Am Theater Viel Lärm um nichts (das bei diesem Gastspiel kooperiert) kann man einmal mehr bestaunen, wie wenig gutes Theater braucht. Auf der leeren Bühne ein Tisch mit Hocker, ein paar Klamotten, und zwei, eine Schauspielerin und ein Regisseur, die ihren Job lieben. Christine Garbe gestaltet mit unglaublicher Wandlungsfähigkeit zig Rollen, zwischen freudigem Grinsen und Tränenstau, genervt-zynisch, in finanzieller Existenzangst oder als zurückgebliebene Jugendliche. Sie kann wollüstig im Badewasser schwelgen oder ernst in einer Zwischenwelt dem eigenen Tod hinterherreflektieren: eine Achterbahn der Emotionen. Auf der Regisseur Georg Büttel durch alle Stimmungswechsel hindurch sicher bremst und beschleunigt, und so werden aus Lausunds Figuren mit ihren manchmal etwas verschrobenen Phantasien, ihren Ängsten und Macken vertraute Mitmenschen. Standing Ovations für ein grandioses Solo (nur vom 25. bis 29. Juni).


„Romeo und Julia“ im Residenztheater

Noch ein Shakespeare, wieder geht’s um Liebe, „Romeo und Julia“, die alte Geschichte der beiden jungen Verknallten aus zwei verfeindeten Familien. Im Residenztheater ist das nun in der Regie von Elsa-Sophie Jach ein durchdachtes, temporeiches Spiel, mit Kostümen, die witzig Historie und Moderne zitieren, und einem genialen Hauptdarsteller: in Form eines mächtigen Quaders aus weißen Metallstreben, der sich zur vielschichtigen Spielfläche auffächern lässt (Entwurf: Marlene Lockemann). Ein Kunstwerk, das förmlich herausfordert zum Rumturnen, Rauf- und Runterwetzen, Verstecken.
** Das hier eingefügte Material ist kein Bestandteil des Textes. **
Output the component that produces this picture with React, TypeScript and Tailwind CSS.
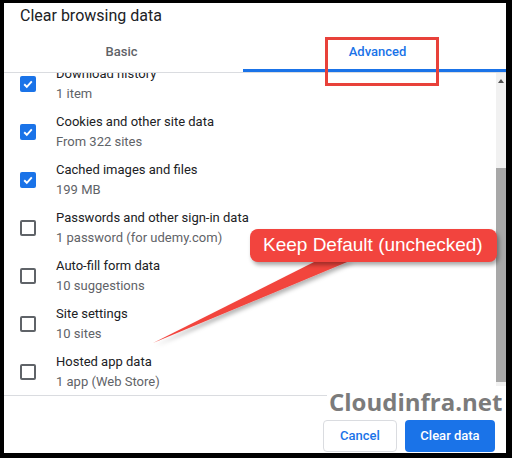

Was gut zu dem Drive passt, den Jach diesem Klassiker verordnet, nicht nur durch viel  Bewegung, sondern auch durch stärkere Fokussierung auf die Rolle(n) der Frauen. Ein paar Texte kommen hinzu von den ersten englischen Autorinnen (zu Shakespeares Zeit um 1600 war schreiben und Theater spielen reine Männersache), Pia Händler verleiht ihrer Amme bestimmt und witzig Omnipräsenz, und Romeos Freund Benvolio ist auch eine Frau: Lisa Stiegler behauptet sich deutlich, wenn Mercutio (Patrick Isermeyer) seine Wortwitzchen macht.

Und Julia? Emanzipiert sich einfach vom Tod. Denn bei aller Verliebtheit, die Lea Ruckpaul und Vincent zur Linden als Titelpaar herrlich auskosten (die Kamera bringt das porentiefgroß auf die Leinwand): Julia ist hier die stärkere, reflektiertere, Selbstbestimmung ist ihr wichtig – mögen ihre Eltern im overstylten Seventies-Chic (Oliver Stokowski, Barbara Horvath) noch so sehr andere Heiratspläne haben. Jahre später blickt Julia ergraut ins Grab ihres Ex-Geliebten Romeo – so beginnt der Abend.

Drei Stunden (mit Pause), Standing Ovations. Das Resi dürfte mal wieder einen Renner haben.